Wed August 10, 2005 - Northeast Edition
CEG



CHARLESTON, WV (AP) High gas prices, and the resulting increase in the cost of asphalt oil, is forcing the West Virginia Division of Highways (DOH) to cut back on paving.

“Unless revenue goes up or fuel prices go down, the amount of roadways we can pave is going to decrease,” said Dennis King, maintenance engineer for the state Division of Highways.

It already has, said Carol Melling, a spokeswoman of the DOH.

A program that resurfaces back roads in Boone, Clay, Kanawha, Mason and Putnam counties completed 20 projects in 2003, but only 15 in 2004. Each project covers an average of 2 mi., Melling said.

“That means a decrease of 10 miles in the amount of roadways resurfaced, which is pretty significant,” said Ron Stanevich, highway engineer of the DOH.

Contractors’ bids have been coming in 3 to 5 percent higher than they did the year before, King said.

The cost for a ton of asphalt in West Virginia is slightly higher than the national average and is climbing at a steady rate.

The national average for asphalt is up 13 percent, from $165 a ton a year ago to $189 a ton, according to Engineering News Record, an industry publication.

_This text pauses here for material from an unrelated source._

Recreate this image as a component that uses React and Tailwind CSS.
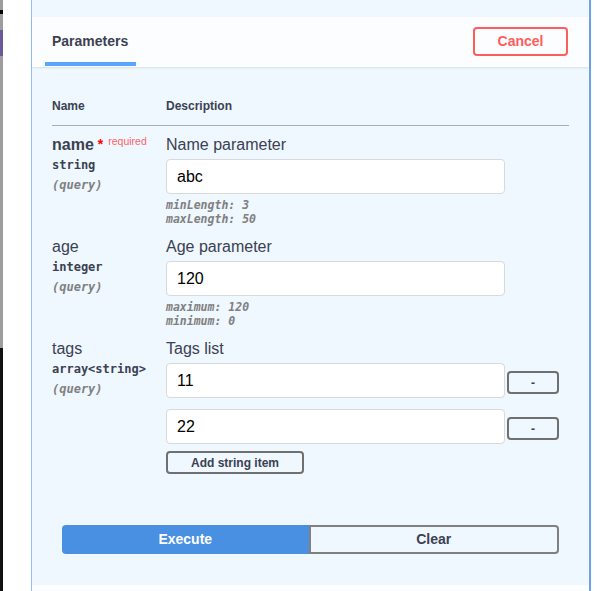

In West Virginia, the May 2004 price for a ton of asphalt was $173. Today, that same material costs approximately $197.50 a ton, a 14 percent increase and consistent with national trends.

“We never thought fuel prices would be this high, or that we’d be flirting with $60 a barrel,” said Pat Parsons, executive director of the Asphalt and Pavement Association of West Virginia.

Parsons, whose organization represents approximately 50 paving contractors, said costs are increasing for other materials and services as well. Construction, hauling aggregates and barge rates all have seen a spike in costs.

“How do you plan a year in advance for something you can’t predict?” Parsons said. “It makes it very difficult to assess risk.”